EXERCISE GOAL:
Both the line containing "Rebuild this table" and the line containing "type Raw = [string, string?];" belong in the answer, along with every line between them; print exactly those.

DATA SHOWN:
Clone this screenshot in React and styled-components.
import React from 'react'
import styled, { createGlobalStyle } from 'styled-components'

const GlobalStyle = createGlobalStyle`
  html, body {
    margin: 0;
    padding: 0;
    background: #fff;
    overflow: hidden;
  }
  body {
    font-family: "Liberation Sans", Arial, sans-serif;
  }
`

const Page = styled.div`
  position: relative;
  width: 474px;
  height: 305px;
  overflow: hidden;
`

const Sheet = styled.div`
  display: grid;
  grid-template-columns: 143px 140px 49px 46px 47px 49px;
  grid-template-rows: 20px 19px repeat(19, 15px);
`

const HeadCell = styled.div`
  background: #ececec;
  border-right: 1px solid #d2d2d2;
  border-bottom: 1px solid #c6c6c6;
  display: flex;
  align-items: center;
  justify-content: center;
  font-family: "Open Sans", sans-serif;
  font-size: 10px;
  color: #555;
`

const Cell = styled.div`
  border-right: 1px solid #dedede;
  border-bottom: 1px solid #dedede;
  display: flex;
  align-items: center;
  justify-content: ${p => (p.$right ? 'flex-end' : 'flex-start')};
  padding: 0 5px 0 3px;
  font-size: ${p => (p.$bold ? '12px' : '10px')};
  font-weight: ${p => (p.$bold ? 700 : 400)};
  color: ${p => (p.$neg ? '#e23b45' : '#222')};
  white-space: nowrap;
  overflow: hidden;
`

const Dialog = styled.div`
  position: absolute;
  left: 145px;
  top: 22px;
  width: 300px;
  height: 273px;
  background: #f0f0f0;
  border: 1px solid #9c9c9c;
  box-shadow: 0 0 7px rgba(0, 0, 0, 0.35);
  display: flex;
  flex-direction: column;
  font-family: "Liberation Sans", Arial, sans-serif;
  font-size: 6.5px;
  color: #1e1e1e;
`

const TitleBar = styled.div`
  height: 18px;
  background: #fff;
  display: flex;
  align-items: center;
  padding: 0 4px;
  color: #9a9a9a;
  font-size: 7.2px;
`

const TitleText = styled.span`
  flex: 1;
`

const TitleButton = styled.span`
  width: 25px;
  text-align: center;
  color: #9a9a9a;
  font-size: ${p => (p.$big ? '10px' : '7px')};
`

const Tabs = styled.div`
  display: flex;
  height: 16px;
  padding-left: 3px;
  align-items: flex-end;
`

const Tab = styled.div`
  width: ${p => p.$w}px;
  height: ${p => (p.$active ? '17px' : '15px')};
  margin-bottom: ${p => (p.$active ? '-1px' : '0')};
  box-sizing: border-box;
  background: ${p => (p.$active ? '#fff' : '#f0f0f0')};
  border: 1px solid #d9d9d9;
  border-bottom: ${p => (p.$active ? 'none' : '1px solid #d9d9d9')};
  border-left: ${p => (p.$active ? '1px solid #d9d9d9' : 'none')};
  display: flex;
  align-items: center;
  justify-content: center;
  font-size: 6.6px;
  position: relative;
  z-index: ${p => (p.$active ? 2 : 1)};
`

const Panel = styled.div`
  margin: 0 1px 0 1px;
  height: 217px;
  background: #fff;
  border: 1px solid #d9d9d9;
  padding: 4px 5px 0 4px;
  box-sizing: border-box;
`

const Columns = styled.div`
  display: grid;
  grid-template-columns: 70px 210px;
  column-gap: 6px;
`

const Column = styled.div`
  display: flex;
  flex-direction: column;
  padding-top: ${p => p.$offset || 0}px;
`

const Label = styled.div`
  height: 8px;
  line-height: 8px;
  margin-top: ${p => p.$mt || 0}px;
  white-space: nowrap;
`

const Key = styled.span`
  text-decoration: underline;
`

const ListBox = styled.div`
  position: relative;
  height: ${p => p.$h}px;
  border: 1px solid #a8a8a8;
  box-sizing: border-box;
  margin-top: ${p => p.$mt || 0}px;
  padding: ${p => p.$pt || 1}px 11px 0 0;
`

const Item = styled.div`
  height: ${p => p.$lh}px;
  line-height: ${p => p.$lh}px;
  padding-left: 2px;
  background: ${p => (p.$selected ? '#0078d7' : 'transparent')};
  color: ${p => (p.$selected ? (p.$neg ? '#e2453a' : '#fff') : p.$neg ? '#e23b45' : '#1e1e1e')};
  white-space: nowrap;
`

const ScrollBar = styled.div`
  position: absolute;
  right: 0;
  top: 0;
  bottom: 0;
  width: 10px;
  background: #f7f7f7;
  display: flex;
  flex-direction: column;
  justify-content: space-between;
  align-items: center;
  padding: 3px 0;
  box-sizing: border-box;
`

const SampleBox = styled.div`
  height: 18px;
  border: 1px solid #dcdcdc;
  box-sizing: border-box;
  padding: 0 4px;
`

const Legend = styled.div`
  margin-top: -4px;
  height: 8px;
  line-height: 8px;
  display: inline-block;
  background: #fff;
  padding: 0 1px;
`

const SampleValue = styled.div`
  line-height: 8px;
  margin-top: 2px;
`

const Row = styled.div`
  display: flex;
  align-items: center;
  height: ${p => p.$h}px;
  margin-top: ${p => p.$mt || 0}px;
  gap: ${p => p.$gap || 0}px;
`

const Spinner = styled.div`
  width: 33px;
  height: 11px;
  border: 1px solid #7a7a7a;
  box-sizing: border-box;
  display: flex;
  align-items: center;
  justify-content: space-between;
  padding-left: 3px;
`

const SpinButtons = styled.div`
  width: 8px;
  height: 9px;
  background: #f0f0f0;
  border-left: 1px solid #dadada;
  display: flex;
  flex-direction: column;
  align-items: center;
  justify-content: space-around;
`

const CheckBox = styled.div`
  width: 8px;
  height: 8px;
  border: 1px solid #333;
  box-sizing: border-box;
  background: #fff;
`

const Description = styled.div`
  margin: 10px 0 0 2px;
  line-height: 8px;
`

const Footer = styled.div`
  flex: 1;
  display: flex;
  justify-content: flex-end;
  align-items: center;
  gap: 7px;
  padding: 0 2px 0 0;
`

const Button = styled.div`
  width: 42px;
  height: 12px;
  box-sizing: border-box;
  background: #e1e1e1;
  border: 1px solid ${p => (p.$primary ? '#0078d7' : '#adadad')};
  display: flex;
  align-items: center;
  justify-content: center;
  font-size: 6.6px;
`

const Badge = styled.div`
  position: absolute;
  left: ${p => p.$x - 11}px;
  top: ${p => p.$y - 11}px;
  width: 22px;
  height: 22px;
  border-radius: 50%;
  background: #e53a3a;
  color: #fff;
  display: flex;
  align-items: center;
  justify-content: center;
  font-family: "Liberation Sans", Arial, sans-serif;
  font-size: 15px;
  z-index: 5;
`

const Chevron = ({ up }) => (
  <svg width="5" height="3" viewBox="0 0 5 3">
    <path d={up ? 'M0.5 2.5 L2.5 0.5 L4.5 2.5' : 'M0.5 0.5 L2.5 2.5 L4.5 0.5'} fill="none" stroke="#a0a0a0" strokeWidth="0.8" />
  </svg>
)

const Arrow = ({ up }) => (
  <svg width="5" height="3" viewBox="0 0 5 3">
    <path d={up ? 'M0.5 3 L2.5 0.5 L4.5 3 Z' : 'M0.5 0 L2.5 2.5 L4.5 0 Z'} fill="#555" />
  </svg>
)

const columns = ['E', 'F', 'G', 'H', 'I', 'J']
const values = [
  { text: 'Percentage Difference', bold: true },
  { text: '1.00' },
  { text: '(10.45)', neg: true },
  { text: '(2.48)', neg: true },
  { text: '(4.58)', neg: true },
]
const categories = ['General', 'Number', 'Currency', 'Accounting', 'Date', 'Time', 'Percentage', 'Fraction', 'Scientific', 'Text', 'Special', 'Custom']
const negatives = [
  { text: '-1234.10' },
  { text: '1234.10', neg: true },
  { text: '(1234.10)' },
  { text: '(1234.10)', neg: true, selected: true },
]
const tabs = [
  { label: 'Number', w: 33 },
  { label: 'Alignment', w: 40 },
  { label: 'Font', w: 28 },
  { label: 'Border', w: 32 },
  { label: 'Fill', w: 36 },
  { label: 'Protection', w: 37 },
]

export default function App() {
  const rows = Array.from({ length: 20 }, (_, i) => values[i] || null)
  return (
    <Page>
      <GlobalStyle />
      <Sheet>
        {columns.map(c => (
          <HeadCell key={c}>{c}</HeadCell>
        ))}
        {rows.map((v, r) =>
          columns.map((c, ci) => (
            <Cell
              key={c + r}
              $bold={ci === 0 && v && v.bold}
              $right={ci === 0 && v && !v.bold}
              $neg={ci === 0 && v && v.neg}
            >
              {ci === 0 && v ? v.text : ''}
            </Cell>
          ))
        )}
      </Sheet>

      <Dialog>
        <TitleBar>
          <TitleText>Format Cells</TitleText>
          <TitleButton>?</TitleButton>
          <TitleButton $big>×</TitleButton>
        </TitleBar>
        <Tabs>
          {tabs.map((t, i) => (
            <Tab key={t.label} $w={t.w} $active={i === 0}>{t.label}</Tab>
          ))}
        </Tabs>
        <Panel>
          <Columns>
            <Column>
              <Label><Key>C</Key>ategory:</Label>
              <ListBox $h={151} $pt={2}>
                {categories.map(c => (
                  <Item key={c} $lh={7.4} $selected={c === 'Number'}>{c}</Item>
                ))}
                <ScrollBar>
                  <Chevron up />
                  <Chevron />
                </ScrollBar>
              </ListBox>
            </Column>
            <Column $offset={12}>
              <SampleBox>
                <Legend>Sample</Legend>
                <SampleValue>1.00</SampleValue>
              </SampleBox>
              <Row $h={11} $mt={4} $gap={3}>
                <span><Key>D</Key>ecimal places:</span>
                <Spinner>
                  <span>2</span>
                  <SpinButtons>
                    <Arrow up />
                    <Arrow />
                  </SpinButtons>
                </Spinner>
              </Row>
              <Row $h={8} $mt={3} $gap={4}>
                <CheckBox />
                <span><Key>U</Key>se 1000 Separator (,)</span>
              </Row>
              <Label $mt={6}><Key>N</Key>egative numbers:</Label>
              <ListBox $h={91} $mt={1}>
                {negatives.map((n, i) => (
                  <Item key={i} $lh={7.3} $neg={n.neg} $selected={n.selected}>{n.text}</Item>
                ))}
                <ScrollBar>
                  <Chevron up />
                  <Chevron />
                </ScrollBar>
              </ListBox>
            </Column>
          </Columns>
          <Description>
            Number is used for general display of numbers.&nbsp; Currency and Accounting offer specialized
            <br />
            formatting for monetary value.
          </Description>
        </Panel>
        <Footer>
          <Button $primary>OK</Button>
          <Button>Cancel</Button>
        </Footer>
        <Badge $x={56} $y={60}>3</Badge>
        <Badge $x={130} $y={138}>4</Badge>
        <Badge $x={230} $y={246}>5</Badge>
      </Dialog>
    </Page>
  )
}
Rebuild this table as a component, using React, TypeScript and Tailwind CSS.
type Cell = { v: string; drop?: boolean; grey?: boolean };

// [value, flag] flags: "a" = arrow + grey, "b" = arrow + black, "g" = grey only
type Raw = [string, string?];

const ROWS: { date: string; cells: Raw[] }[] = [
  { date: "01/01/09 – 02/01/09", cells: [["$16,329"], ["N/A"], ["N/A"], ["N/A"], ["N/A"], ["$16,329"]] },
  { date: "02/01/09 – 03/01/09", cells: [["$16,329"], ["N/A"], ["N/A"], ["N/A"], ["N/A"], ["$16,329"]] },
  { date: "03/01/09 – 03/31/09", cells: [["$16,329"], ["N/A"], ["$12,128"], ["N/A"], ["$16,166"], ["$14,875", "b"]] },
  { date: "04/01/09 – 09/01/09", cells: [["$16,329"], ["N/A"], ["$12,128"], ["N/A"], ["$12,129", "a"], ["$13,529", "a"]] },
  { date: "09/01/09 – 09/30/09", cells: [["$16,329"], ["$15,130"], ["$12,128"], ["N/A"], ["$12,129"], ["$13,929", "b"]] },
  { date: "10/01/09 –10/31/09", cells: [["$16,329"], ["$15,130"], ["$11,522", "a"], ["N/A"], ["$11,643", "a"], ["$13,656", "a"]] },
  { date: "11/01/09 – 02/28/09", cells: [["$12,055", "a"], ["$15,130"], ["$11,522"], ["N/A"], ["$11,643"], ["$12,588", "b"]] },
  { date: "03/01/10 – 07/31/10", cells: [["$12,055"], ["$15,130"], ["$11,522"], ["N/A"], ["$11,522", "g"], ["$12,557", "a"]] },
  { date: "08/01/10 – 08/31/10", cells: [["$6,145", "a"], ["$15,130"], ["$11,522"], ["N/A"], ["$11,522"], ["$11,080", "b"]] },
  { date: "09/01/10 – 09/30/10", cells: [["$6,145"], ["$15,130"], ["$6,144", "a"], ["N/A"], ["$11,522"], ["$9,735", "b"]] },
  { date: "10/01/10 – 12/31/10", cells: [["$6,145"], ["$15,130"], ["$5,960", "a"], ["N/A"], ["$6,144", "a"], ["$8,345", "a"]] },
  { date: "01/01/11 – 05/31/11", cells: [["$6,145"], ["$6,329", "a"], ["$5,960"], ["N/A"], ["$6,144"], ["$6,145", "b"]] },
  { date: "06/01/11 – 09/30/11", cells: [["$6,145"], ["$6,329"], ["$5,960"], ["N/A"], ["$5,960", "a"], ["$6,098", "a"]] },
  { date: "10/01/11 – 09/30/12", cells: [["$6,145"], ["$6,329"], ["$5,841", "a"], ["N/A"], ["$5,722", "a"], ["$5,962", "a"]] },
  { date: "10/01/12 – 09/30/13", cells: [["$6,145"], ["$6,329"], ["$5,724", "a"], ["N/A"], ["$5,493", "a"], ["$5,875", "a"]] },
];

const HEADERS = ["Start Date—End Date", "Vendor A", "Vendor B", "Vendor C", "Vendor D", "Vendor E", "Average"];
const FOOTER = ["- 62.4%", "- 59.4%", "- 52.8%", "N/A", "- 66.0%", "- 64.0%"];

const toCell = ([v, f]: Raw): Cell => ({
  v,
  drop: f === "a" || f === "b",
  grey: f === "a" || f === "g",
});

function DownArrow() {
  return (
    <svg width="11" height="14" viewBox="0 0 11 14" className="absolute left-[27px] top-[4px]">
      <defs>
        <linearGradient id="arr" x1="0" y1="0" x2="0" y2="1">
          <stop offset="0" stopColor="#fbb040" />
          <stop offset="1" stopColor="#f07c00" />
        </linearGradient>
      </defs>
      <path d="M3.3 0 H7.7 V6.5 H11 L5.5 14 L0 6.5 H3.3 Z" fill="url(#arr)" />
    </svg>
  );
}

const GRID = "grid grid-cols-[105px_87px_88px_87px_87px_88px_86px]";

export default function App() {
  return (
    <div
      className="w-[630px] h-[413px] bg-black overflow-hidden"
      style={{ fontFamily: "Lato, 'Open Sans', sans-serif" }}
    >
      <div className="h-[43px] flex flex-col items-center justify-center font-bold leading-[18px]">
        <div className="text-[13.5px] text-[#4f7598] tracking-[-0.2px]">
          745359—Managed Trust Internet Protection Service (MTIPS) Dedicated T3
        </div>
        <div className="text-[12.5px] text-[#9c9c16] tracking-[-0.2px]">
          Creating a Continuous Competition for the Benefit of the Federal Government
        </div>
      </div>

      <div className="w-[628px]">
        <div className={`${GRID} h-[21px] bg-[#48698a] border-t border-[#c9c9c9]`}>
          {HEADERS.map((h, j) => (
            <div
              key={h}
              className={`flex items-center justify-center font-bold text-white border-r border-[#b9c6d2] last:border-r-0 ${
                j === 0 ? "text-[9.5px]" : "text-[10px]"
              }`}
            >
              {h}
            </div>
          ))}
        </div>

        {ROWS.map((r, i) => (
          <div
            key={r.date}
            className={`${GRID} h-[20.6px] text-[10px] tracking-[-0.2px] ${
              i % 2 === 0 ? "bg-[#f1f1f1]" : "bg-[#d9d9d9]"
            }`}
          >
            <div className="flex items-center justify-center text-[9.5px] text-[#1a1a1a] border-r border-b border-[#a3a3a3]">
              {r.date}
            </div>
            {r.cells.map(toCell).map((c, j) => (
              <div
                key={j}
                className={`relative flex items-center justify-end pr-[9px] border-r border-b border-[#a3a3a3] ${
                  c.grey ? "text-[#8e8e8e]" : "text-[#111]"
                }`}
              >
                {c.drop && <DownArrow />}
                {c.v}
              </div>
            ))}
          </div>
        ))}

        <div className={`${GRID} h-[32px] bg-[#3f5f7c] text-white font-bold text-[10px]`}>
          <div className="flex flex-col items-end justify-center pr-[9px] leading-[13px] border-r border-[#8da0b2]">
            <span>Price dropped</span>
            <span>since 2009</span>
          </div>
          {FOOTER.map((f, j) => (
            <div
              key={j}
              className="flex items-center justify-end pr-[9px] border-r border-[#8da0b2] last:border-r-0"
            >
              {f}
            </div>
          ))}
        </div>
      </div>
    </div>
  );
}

SOLUTION:
Rebuild this table as a component, using React, TypeScript and Tailwind CSS.
type Cell = { v: string; drop?: boolean; grey?: boolean };

// [value, flag] flags: "a" = arrow + grey, "b" = arrow + black, "g" = grey only
type Raw = [string, string?];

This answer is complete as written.